── SOURCE MATERIAL

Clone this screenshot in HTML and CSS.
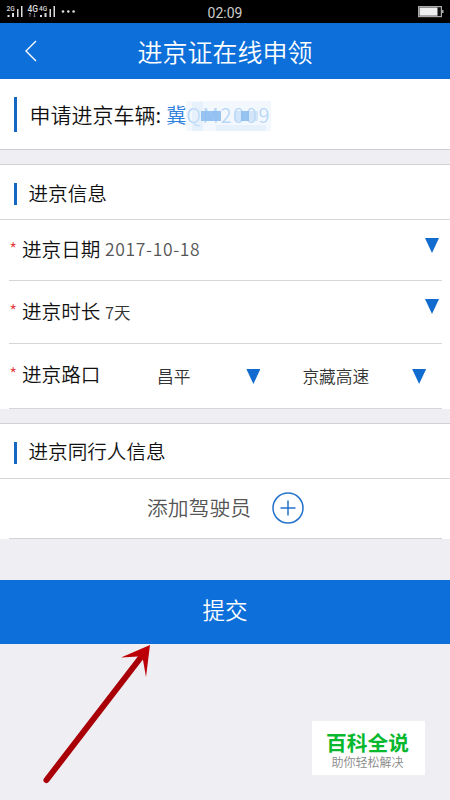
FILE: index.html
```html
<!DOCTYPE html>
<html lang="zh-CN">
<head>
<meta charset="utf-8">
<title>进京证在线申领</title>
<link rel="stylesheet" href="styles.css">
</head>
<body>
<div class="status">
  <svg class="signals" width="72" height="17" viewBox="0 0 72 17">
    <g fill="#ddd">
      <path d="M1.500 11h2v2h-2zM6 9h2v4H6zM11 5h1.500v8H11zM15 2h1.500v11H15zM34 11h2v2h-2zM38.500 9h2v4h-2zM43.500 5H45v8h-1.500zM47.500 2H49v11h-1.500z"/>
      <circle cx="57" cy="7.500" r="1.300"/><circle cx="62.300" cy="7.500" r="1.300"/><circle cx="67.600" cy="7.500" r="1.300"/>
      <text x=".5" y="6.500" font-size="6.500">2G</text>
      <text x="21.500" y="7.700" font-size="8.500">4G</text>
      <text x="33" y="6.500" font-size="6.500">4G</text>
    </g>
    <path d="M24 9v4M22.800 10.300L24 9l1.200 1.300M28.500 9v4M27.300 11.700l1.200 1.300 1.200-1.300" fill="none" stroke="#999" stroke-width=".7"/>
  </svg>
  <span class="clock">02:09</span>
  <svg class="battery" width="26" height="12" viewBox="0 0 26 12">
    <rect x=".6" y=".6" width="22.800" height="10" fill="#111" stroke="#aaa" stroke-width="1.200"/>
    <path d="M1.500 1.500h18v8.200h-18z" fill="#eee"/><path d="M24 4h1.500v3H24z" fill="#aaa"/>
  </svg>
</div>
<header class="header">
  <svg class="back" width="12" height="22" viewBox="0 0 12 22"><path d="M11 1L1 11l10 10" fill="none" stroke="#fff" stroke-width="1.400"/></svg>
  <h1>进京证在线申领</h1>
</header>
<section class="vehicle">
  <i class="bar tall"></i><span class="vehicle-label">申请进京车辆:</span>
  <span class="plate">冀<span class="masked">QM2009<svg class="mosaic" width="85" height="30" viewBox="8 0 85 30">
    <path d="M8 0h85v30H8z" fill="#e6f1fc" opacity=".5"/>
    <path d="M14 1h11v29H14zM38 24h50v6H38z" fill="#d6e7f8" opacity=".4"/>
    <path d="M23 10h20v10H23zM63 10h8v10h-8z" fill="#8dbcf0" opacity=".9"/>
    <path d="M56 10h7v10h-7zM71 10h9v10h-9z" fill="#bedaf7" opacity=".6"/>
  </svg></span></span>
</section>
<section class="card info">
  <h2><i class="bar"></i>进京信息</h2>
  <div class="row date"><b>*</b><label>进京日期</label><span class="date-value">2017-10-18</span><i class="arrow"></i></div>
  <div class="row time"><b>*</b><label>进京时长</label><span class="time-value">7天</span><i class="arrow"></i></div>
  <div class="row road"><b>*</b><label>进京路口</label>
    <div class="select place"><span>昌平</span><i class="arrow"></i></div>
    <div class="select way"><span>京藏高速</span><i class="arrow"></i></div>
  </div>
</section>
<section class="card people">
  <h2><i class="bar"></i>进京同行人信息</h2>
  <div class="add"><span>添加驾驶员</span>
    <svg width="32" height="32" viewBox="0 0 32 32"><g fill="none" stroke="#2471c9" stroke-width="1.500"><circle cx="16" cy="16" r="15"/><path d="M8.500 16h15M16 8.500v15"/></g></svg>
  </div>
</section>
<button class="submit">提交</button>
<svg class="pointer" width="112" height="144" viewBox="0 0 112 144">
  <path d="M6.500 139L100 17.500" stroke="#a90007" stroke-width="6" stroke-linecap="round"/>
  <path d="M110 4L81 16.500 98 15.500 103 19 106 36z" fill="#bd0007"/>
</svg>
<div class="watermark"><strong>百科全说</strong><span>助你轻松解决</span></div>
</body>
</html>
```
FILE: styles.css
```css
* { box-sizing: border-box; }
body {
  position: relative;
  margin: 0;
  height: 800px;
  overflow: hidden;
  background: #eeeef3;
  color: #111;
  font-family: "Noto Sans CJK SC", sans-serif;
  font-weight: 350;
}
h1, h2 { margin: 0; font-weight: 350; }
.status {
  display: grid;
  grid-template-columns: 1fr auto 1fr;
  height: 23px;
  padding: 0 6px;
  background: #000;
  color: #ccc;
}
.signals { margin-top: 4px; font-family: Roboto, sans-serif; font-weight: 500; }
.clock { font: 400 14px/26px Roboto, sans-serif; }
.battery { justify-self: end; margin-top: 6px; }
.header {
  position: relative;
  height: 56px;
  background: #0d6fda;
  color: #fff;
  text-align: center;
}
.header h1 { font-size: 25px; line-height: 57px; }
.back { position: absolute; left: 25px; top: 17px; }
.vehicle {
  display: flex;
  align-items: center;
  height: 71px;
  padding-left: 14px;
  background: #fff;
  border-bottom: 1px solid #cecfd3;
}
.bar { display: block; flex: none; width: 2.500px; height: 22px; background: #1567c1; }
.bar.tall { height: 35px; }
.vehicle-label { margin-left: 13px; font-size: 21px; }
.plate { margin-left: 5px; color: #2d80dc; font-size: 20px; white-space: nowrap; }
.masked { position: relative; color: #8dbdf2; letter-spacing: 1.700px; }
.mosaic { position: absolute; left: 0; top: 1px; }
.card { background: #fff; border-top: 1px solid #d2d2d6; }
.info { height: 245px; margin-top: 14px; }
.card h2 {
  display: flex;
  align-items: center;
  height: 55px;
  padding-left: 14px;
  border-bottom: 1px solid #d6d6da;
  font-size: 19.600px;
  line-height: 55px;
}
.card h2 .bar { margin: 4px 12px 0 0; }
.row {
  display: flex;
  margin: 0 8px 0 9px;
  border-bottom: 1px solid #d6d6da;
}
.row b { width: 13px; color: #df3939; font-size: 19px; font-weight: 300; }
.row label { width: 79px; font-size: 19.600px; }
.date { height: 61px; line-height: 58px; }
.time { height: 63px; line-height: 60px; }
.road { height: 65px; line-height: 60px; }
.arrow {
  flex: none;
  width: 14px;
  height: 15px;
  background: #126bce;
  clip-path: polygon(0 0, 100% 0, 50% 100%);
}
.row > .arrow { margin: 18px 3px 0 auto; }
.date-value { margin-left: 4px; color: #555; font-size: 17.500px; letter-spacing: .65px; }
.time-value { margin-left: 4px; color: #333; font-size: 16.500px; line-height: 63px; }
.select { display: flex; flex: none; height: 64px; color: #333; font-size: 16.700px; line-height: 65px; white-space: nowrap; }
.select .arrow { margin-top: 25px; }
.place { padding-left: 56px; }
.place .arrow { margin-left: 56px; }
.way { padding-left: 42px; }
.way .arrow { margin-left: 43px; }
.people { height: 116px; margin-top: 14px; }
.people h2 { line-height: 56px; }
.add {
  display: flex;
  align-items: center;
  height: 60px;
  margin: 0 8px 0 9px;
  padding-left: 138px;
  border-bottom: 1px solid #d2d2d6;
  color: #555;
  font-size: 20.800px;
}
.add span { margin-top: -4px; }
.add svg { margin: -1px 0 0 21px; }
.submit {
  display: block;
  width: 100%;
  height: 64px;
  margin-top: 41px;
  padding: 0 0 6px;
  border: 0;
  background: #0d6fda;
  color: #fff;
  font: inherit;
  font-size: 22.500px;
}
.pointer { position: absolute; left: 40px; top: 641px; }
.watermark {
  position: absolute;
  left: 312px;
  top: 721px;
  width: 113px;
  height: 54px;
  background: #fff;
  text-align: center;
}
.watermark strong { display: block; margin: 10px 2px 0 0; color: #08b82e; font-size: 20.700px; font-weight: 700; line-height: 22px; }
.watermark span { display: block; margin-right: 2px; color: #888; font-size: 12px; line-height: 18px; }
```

────

TASK DIRECTIONS:
Return each line of the data, keeping its wording exact and omitting pictures.

EXERCISE OUTPUT:
Clone this screenshot in HTML and CSS.
FILE: index.html
```html
<!DOCTYPE html>
<html lang="zh-CN">
<head>
<meta charset="utf-8">
<title>进京证在线申领</title>
<link rel="stylesheet" href="styles.css">
</head>
<body>
<div class="status">
  <svg class="signals" width="72" height="17" viewBox="0 0 72 17">
    <g fill="#ddd">
      <path d="M1.500 11h2v2h-2zM6 9h2v4H6zM11 5h1.500v8H11zM15 2h1.500v11H15zM34 11h2v2h-2zM38.500 9h2v4h-2zM43.500 5H45v8h-1.500zM47.500 2H49v11h-1.500z"/>
      <circle cx="57" cy="7.500" r="1.300"/><circle cx="62.300" cy="7.500" r="1.300"/><circle cx="67.600" cy="7.500" r="1.300"/>
      <text x=".5" y="6.500" font-size="6.500">2G</text>
      <text x="21.500" y="7.700" font-size="8.500">4G</text>
      <text x="33" y="6.500" font-size="6.500">4G</text>
    </g>
    <path d="M24 9v4M22.800 10.300L24 9l1.200 1.300M28.500 9v4M27.300 11.700l1.200 1.300 1.200-1.300" fill="none" stroke="#999" stroke-width=".7"/>
  </svg>
  <span class="clock">02:09</span>
  <svg class="battery" width="26" height="12" viewBox="0 0 26 12">
    <rect x=".6" y=".6" width="22.800" height="10" fill="#111" stroke="#aaa" stroke-width="1.200"/>
    <path d="M1.500 1.500h18v8.200h-18z" fill="#eee"/><path d="M24 4h1.500v3H24z" fill="#aaa"/>
  </svg>
</div>
<header class="header">
  <svg class="back" width="12" height="22" viewBox="0 0 12 22"><path d="M11 1L1 11l10 10" fill="none" stroke="#fff" stroke-width="1.400"/></svg>
  <h1>进京证在线申领</h1>
</header>
<section class="vehicle">
  <i class="bar tall"></i><span class="vehicle-label">申请进京车辆:</span>
  <span class="plate">冀<span class="masked">QM2009<svg class="mosaic" width="85" height="30" viewBox="8 0 85 30">
    <path d="M8 0h85v30H8z" fill="#e6f1fc" opacity=".5"/>
    <path d="M14 1h11v29H14zM38 24h50v6H38z" fill="#d6e7f8" opacity=".4"/>
    <path d="M23 10h20v10H23zM63 10h8v10h-8z" fill="#8dbcf0" opacity=".9"/>
    <path d="M56 10h7v10h-7zM71 10h9v10h-9z" fill="#bedaf7" opacity=".6"/>
  </svg></span></span>
</section>
<section class="card info">
  <h2><i class="bar"></i>进京信息</h2>
  <div class="row date"><b>*</b><label>进京日期</label><span class="date-value">2017-10-18</span><i class="arrow"></i></div>
  <div class="row time"><b>*</b><label>进京时长</label><span class="time-value">7天</span><i class="arrow"></i></div>
  <div class="row road"><b>*</b><label>进京路口</label>
    <div class="select place"><span>昌平</span><i class="arrow"></i></div>
    <div class="select way"><span>京藏高速</span><i class="arrow"></i></div>
  </div>
</section>
<section class="card people">
  <h2><i class="bar"></i>进京同行人信息</h2>
  <div class="add"><span>添加驾驶员</span>
    <svg width="32" height="32" viewBox="0 0 32 32"><g fill="none" stroke="#2471c9" stroke-width="1.500"><circle cx="16" cy="16" r="15"/><path d="M8.500 16h15M16 8.500v15"/></g></svg>
  </div>
</section>
<button class="submit">提交</button>
<svg class="pointer" width="112" height="144" viewBox="0 0 112 144">
  <path d="M6.500 139L100 17.500" stroke="#a90007" stroke-width="6" stroke-linecap="round"/>
  <path d="M110 4L81 16.500 98 15.500 103 19 106 36z" fill="#bd0007"/>
</svg>
<div class="watermark"><strong>百科全说</strong><span>助你轻松解决</span></div>
</body>
</html>
```
FILE: styles.css
```css
* { box-sizing: border-box; }
body {
  position: relative;
  margin: 0;
  height: 800px;
  overflow: hidden;
  background: #eeeef3;
  color: #111;
  font-family: "Noto Sans CJK SC", sans-serif;
  font-weight: 350;
}
h1, h2 { margin: 0; font-weight: 350; }
.status {
  display: grid;
  grid-template-columns: 1fr auto 1fr;
  height: 23px;
  padding: 0 6px;
  background: #000;
  color: #ccc;
}
.signals { margin-top: 4px; font-family: Roboto, sans-serif; font-weight: 500; }
.clock { font: 400 14px/26px Roboto, sans-serif; }
.battery { justify-self: end; margin-top: 6px; }
.header {
  position: relative;
  height: 56px;
  background: #0d6fda;
  color: #fff;
  text-align: center;
}
.header h1 { font-size: 25px; line-height: 57px; }
.back { position: absolute; left: 25px; top: 17px; }
.vehicle {
  display: flex;
  align-items: center;
  height: 71px;
  padding-left: 14px;
  background: #fff;
  border-bottom: 1px solid #cecfd3;
}
.bar { display: block; flex: none; width: 2.500px; height: 22px; background: #1567c1; }
.bar.tall { height: 35px; }
.vehicle-label { margin-left: 13px; font-size: 21px; }
.plate { margin-left: 5px; color: #2d80dc; font-size: 20px; white-space: nowrap; }
.masked { position: relative; color: #8dbdf2; letter-spacing: 1.700px; }
.mosaic { position: absolute; left: 0; top: 1px; }
.card { background: #fff; border-top: 1px solid #d2d2d6; }
.info { height: 245px; margin-top: 14px; }
.card h2 {
  display: flex;
  align-items: center;
  height: 55px;
  padding-left: 14px;
  border-bottom: 1px solid #d6d6da;
  font-size: 19.600px;
  line-height: 55px;
}
.card h2 .bar { margin: 4px 12px 0 0; }
.row {
  display: flex;
  margin: 0 8px 0 9px;
  border-bottom: 1px solid #d6d6da;
}
.row b { width: 13px; color: #df3939; font-size: 19px; font-weight: 300; }
.row label { width: 79px; font-size: 19.600px; }
.date { height: 61px; line-height: 58px; }
.time { height: 63px; line-height: 60px; }
.road { height: 65px; line-height: 60px; }
.arrow {
  flex: none;
  width: 14px;
  height: 15px;
  background: #126bce;
  clip-path: polygon(0 0, 100% 0, 50% 100%);
}
.row > .arrow { margin: 18px 3px 0 auto; }
.date-value { margin-left: 4px; color: #555; font-size: 17.500px; letter-spacing: .65px; }
.time-value { margin-left: 4px; color: #333; font-size: 16.500px; line-height: 63px; }
.select { display: flex; flex: none; height: 64px; color: #333; font-size: 16.700px; line-height: 65px; white-space: nowrap; }
.select .arrow { margin-top: 25px; }
.place { padding-left: 56px; }
.place .arrow { margin-left: 56px; }
.way { padding-left: 42px; }
.way .arrow { margin-left: 43px; }
.people { height: 116px; margin-top: 14px; }
.people h2 { line-height: 56px; }
.add {
  display: flex;
  align-items: center;
  height: 60px;
  margin: 0 8px 0 9px;
  padding-left: 138px;
  border-bottom: 1px solid #d2d2d6;
  color: #555;
  font-size: 20.800px;
}
.add span { margin-top: -4px; }
.add svg { margin: -1px 0 0 21px; }
.submit {
  display: block;
  width: 100%;
  height: 64px;
  margin-top: 41px;
  padding: 0 0 6px;
  border: 0;
  background: #0d6fda;
  color: #fff;
  font: inherit;
  font-size: 22.500px;
}
.pointer { position: absolute; left: 40px; top: 641px; }
.watermark {
  position: absolute;
  left: 312px;
  top: 721px;
  width: 113px;
  height: 54px;
  background: #fff;
  text-align: center;
}
.watermark strong { display: block; margin: 10px 2px 0 0; color: #08b82e; font-size: 20.700px; font-weight: 700; line-height: 22px; }
.watermark span { display: block; margin-right: 2px; color: #888; font-size: 12px; line-height: 18px; }
```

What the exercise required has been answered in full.